+++ AVAILABLE DATA
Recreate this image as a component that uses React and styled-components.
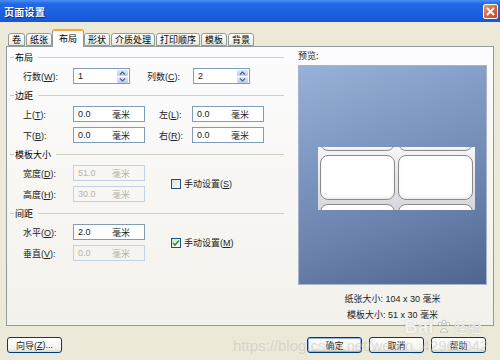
import React from "react";
import styled, { createGlobalStyle } from "styled-components";

const GlobalStyle = createGlobalStyle`
  html, body { margin: 0; padding: 0; background: #ECE9D8; }
  body {
    font-family: "Liberation Sans", "Noto Sans CJK SC", sans-serif;
    font-size: 9px;
    color: #000;
  }
  * { box-sizing: border-box; }
`;

const Window = styled.div`
  position: relative;
  width: 500px;
  height: 360px;
  overflow: hidden;
  background: #ECE9D8;
  display: flex;
  flex-direction: column;
`;

const TitleBar = styled.div`
  height: 22px;
  flex: none;
  display: flex;
  align-items: center;
  justify-content: space-between;
  padding: 0 2px 0 4px;
  background: linear-gradient(#4A8FF5 0%, #2268E6 18%, #1C60E0 60%, #1856D2 100%);
`;

const Title = styled.div`
  color: #fff;
  font-weight: bold;
  font-size: 10px;
  font-family: "Noto Sans CJK SC", sans-serif;
  text-shadow: 1px 1px 0 #0B2B8A;
  letter-spacing: 0.3px;
`;

const CloseBtn = styled.div`
  width: 15px;
  height: 15px;
  margin-top: 1px;
  border: 1px solid #fff;
  border-radius: 2px;
  background: linear-gradient(135deg, #EE9A7A 0%, #DE6A43 45%, #C8481F 100%);
  display: flex;
  align-items: center;
  justify-content: center;
`;

const Body = styled.div`
  flex: 1;
  display: flex;
  flex-direction: column;
  padding: 7px 6px 0 6px;
`;

const TabStrip = styled.div`
  height: 17px;
  display: flex;
  align-items: flex-end;
  gap: 1px;
  padding-left: 2px;
  position: relative;
  z-index: 1;
`;

const Tab = styled.div`
  height: ${(p) => (p.$active ? "18px" : "13px")};
  margin-bottom: ${(p) => (p.$active ? "-1px" : "0")};
  margin-left: ${(p) => (p.$active ? "-1px" : "0")};
  margin-right: ${(p) => (p.$active ? "-1px" : "0")};
  padding: ${(p) => (p.$active ? "2px 6px 0" : "0 3px")};
  border: 1px solid #919B9C;
  border-bottom: ${(p) => (p.$active ? "none" : "1px solid #919B9C")};
  border-top: ${(p) => (p.$active ? "2px solid #F2A93B" : "1px solid #919B9C")};
  border-radius: 3px 3px 0 0;
  background: ${(p) =>
    p.$active ? "#FCFCFE" : "linear-gradient(#FFFFFF, #F3F2EC 70%, #E6E4DA)"};
  display: flex;
  align-items: ${(p) => (p.$active ? "flex-start" : "center")};
  font-family: "Noto Sans CJK SC", sans-serif;
  font-size: 9px;
  line-height: 11px;
  white-space: nowrap;
`;

const Panel = styled.div`
  height: 280px;
  border: 1px solid #919B9C;
  background: linear-gradient(#FCFCFE, #F7F6F2 60%, #F2F1EC);
  display: flex;
  padding: 4px 6px 0 1px;
`;

const LeftCol = styled.div`
  width: 276px;
  display: flex;
  flex-direction: column;
  gap: 5px;
`;

const Group = styled.div`
  display: flex;
  flex-direction: column;
  gap: 5px;
`;

const GroupHeader = styled.div`
  height: 12px;
  display: flex;
  align-items: center;
  gap: 1px;
  font-family: "Noto Sans CJK SC", sans-serif;
`;

const Dash = styled.div`
  width: 4px;
  height: 1px;
  margin-left: 2px;
  background: #C8C8B8;
`;

const Rule = styled.div`
  flex: 1;
  height: 1px;
  margin-left: 4px;
  background: #D0D0BF;
`;

const Rows = styled.div`
  display: flex;
  flex-direction: column;
  gap: 5px;
`;

const Row = styled.div`
  height: 16px;
  display: flex;
  align-items: center;
  padding-left: ${(p) => p.$pad ?? 15}px;
`;

const Label = styled.div`
  width: ${(p) => p.$w}px;
  flex: none;
  white-space: nowrap;
  font-family: "Liberation Sans", "Noto Sans CJK SC", sans-serif;
  color: #222;
`;

const Field = styled.div`
  width: ${(p) => p.$w}px;
  height: 16px;
  flex: none;
  border: 1px solid ${(p) => (p.$disabled ? "#C3D2E2" : "#7F9DB9")};
  background: ${(p) => (p.$disabled ? "transparent" : "#fff")};
  color: ${(p) => (p.$disabled ? "#B5B2A6" : "#222")};
  display: flex;
  align-items: center;
  justify-content: space-between;
  padding: 0 14px 0 4px;
  font-family: "Liberation Sans", "Noto Sans CJK SC", sans-serif;
`;

const SpinField = styled(Field)`
  padding: 0 1px 0 4px;
`;

const Spinner = styled.div`
  display: flex;
  flex-direction: column;
  gap: 1px;
`;

const SpinBtn = styled.div`
  width: 11px;
  height: 6px;
  border-radius: 1px;
  background: linear-gradient(#DCE6FB, #B9CBF3);
  display: flex;
  align-items: center;
  justify-content: center;
`;

const WithCheck = styled.div`
  display: flex;
  align-items: center;
`;

const CheckWrap = styled.div`
  display: flex;
  align-items: center;
  gap: 3px;
  margin-left: 26px;
  font-family: "Liberation Sans", "Noto Sans CJK SC", sans-serif;
  color: #222;
`;

const Box = styled.div`
  width: 10px;
  height: 10px;
  border: 1px solid #1C5180;
  background: linear-gradient(135deg, #DCDCD7, #FFFFFF);
  display: flex;
  align-items: center;
  justify-content: center;
`;

const RightCol = styled.div`
  flex: 1;
  display: flex;
  flex-direction: column;
  padding-left: 14px;
`;

const PreviewTitle = styled.div`
  height: 12px;
  margin-top: -2px;
  margin-bottom: 4px;
  font-family: "Noto Sans CJK SC", sans-serif;
  color: #222;
`;

const PreviewBox = styled.div`
  width: 189px;
  height: 220px;
  border: 1px solid #A7B4C8;
  background: linear-gradient(160deg, #97B1D8 0%, #7F98C2 35%, #6B83AD 65%, #4E6590 100%);
  padding: 81px 0 0 19px;
`;

const Strip = styled.div`
  width: 157px;
  height: 63px;
  overflow: hidden;
  background: linear-gradient(#F6F6F8, #E6E6EA 50%, #D6D6DC);
  display: flex;
  flex-direction: column;
  gap: 4px;
  padding: 0 2px;
`;

const CardRow = styled.div`
  display: flex;
  gap: 3px;
  flex: none;
  margin-top: ${(p) => p.$offset || 0}px;
`;

const Card = styled.div`
  width: 75px;
  height: 45px;
  flex: none;
  background: #fff;
  border: 1px solid #8A8A8A;
  border-radius: 8px;
  box-shadow: inset 0 -2px 3px rgba(0, 0, 0, 0.08);
`;

const SizeInfo = styled.div`
  width: 189px;
  margin-top: 8px;
  display: flex;
  flex-direction: column;
  gap: 4px;
  align-items: center;
  font-family: "Liberation Sans", "Noto Sans CJK SC", sans-serif;
  color: #222;
  line-height: 12px;
`;

const ButtonRow = styled.div`
  margin-top: 11px;
  display: flex;
  gap: 7px;
  padding: 0 8px 0 1px;
`;

const Spacer = styled.div`
  flex: 1;
`;

const Button = styled.div`
  width: 55px;
  height: 16px;
  border: 1px solid #003C74;
  border-radius: 3px;
  background: linear-gradient(#FFFFFF, #F4F3EE 75%, #DDD8CC);
  box-shadow: ${(p) => (p.$default ? "inset 0 0 0 1px #8FB2EC" : "none")};
  display: flex;
  align-items: center;
  justify-content: center;
  font-family: "Liberation Sans", "Noto Sans CJK SC", sans-serif;
  color: #222;
`;

const UrlMark = styled.div`
  position: absolute;
  left: 233px;
  top: 337px;
  font-family: "Liberation Sans", sans-serif;
  font-size: 15px;
  color: rgba(195, 195, 195, 0.55);
  white-space: nowrap;
  pointer-events: none;
`;

const BaiduMark = styled.div`
  position: absolute;
  left: 404px;
  top: 316px;
  display: flex;
  align-items: center;
  gap: 2px;
  font-family: "Liberation Sans", "Noto Sans CJK SC", sans-serif;
  font-size: 19px;
  font-weight: bold;
  color: rgba(255, 255, 255, 0.85);
  text-shadow: 0 0 1px rgba(150, 150, 150, 0.7);
  pointer-events: none;
`;

const BaiduCjk = styled.span`
  font-size: 14px;
  font-weight: normal;
`;

const Up = () => (
  <svg width="7" height="4" viewBox="0 0 7 4">
    <path d="M1 3.5 L3.5 1 L6 3.5" fill="none" stroke="#4D6185" strokeWidth="1.2" />
  </svg>
);
const Down = () => (
  <svg width="7" height="4" viewBox="0 0 7 4">
    <path d="M1 0.5 L3.5 3 L6 0.5" fill="none" stroke="#4D6185" strokeWidth="1.2" />
  </svg>
);

const Spin = ({ value, w }) => (
  <SpinField $w={w}>
    <span>{value}</span>
    <Spinner>
      <SpinBtn><Up /></SpinBtn>
      <SpinBtn><Down /></SpinBtn>
    </Spinner>
  </SpinField>
);

const MM = ({ value, w = 72, disabled }) => (
  <Field $w={w} $disabled={disabled}>
    <span>{value}</span>
    <span>毫米</span>
  </Field>
);

const Check = ({ checked, children }) => (
  <CheckWrap>
    <Box>
      {checked && (
        <svg width="8" height="8" viewBox="0 0 8 8">
          <path d="M1 4 L3 6 L7 1.5" fill="none" stroke="#21A121" strokeWidth="1.6" />
        </svg>
      )}
    </Box>
    <span>{children}</span>
  </CheckWrap>
);

const Header = ({ children }) => (
  <GroupHeader>
    <Dash />
    <span>{children}</span>
    <Rule />
  </GroupHeader>
);

const tabs = ["卷", "纸张", "布局", "形状", "介质处理", "打印顺序", "模板", "背景"];

export default function App() {
  return (
    <>
      <GlobalStyle />
      <Window>
        <TitleBar>
          <Title>页面设置</Title>
          <CloseBtn>
            <svg width="9" height="9" viewBox="0 0 9 9">
              <path d="M1 1 L8 8 M8 1 L1 8" stroke="#fff" strokeWidth="1.8" />
            </svg>
          </CloseBtn>
        </TitleBar>
        <Body>
          <TabStrip>
            {tabs.map((t) => (
              <Tab key={t} $active={t === "布局"}>{t}</Tab>
            ))}
          </TabStrip>
          <Panel>
            <LeftCol>
              <Group>
                <Header>布局</Header>
                <Row>
                  <Label $w={50}>行数(<u>W</u>):</Label>
                  <Spin value="1" w={57} />
                  <Label $w={46} style={{ marginLeft: 17 }}>列数(<u>C</u>):</Label>
                  <Spin value="2" w={57} />
                </Row>
              </Group>
              <Group>
                <Header>边距</Header>
                <Rows>
                  <Row>
                    <Label $w={50}>上(<u>T</u>):</Label>
                    <MM value="0.0" />
                    <Label $w={33} style={{ marginLeft: 14 }}>左(<u>L</u>):</Label>
                    <MM value="0.0" />
                  </Row>
                  <Row>
                    <Label $w={50}>下(<u>B</u>):</Label>
                    <MM value="0.0" />
                    <Label $w={33} style={{ marginLeft: 14 }}>右(<u>R</u>):</Label>
                    <MM value="0.0" />
                  </Row>
                </Rows>
              </Group>
              <Group>
                <Header>模板大小</Header>
                <WithCheck>
                  <Rows>
                    <Row>
                      <Label $w={50}>宽度(<u>D</u>):</Label>
                      <MM value="51.0" disabled />
                    </Row>
                    <Row>
                      <Label $w={50}>高度(<u>H</u>):</Label>
                      <MM value="30.0" disabled />
                    </Row>
                  </Rows>
                  <Check>手动设置(<u>S</u>)</Check>
                </WithCheck>
              </Group>
              <Group>
                <Header>间距</Header>
                <WithCheck>
                  <Rows>
                    <Row>
                      <Label $w={50}>水平(<u>O</u>):</Label>
                      <MM value="2.0" />
                    </Row>
                    <Row>
                      <Label $w={50}>垂直(<u>V</u>):</Label>
                      <MM value="0.0" disabled />
                    </Row>
                  </Rows>
                  <Check checked>手动设置(<u>M</u>)</Check>
                </WithCheck>
              </Group>
            </LeftCol>
            <RightCol>
              <PreviewTitle>预览:</PreviewTitle>
              <PreviewBox>
                <Strip>
                  <CardRow $offset={-41}><Card /><Card /></CardRow>
                  <CardRow><Card /><Card /></CardRow>
                  <CardRow><Card /><Card /></CardRow>
                </Strip>
              </PreviewBox>
              <SizeInfo>
                <div>纸张大小: 104 x 30 毫米</div>
                <div>模板大小: 51 x 30 毫米</div>
              </SizeInfo>
            </RightCol>
          </Panel>
          <ButtonRow>
            <Button>向导(<u>Z</u>)...</Button>
            <Spacer />
            <Button $default>确定</Button>
            <Button>取消</Button>
            <Button>帮助</Button>
          </ButtonRow>
        </Body>
        <BaiduMark>
          <span>Bai</span>
          <svg width="16" height="16" viewBox="0 0 16 16">
            <g fill="none" stroke="rgba(160,160,160,0.6)" strokeWidth="1">
              <circle cx="4" cy="5" r="1.8" fill="rgba(255,255,255,0.85)" />
              <circle cx="8" cy="3" r="1.8" fill="rgba(255,255,255,0.85)" />
              <circle cx="12" cy="5" r="1.8" fill="rgba(255,255,255,0.85)" />
              <path d="M4 13 Q8 6 12 13 Z" fill="rgba(255,255,255,0.85)" />
            </g>
          </svg>
          <BaiduCjk>经验</BaiduCjk>
        </BaiduMark>
        <UrlMark>https://blog.csdn.net/weixin_42960042</UrlMark>
      </Window>
    </>
  );
}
++++++
Go through the data and count each line that has the word "React", then give the total alone.

2